Why it matters: Emergency rooms weren't designed to be mental health providers, but limited mental health support for children outside of hospitals has led to understaffed ERs being overwhelmed by young patients with behavioral emergencies.
Context: Emergency rooms aren't guaranteed to have the capacity or staff training to manage these cases, meaning patients could face lengthy wait times and not get the necessary care, according to the joint policy statement from the American Academy of Pediatrics, the American College of Emergency Physicians and the Emergency Nurses Association.
- ERs also vary widely in their ability to care for pediatric patients and screen for self-harm risk or substance use.
- Without enough psychiatric treatment options for children, they're often left in emergency room beds while waiting for a psychiatric bed to open, the organizations wrote.
What they're saying: "In many cases, an inadequate mental health infrastructure gives families nowhere else to turn but the emergency department," said Mohsen Saidinejad, lead author of the statement.
- "It's a dilemma we're experiencing more often since the COVID pandemic began."
Details: The groups offered recommendations on what can be done to prevent the need for emergency psychiatric care, how emergency departments can adjust treatment protocols and research needs.
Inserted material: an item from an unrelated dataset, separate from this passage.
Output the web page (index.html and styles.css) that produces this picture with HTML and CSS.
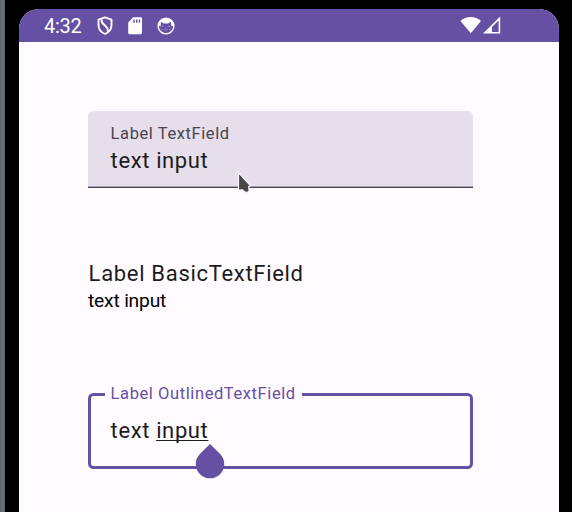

Among their suggestions:
- Activate local mental health crisis teams and advocate for their use as an alternative to law enforcement
- Create a referral network among hospitals and outpatient treatment centers
- Develop national professional standards for youth mental health consultations
The groups also urged health systems and communities to advocate for increased funding to train a diverse population of pediatric mental health providers.
- More than 160 million Americans live in areas without enough mental health professionals to meet the need.
The bottom line: "The pandemic thrust inadequacies of the U.S. mental health system for children into the spotlight," said Jennifer Hoffmann, a pediatric emergency medicine physician at Lurie Children's Hospital in Chicago.
- "We need to capitalize on this momentum to build a robust mental health system for children that provides the full continuum of services needed to prevent crises from occurring in the first place."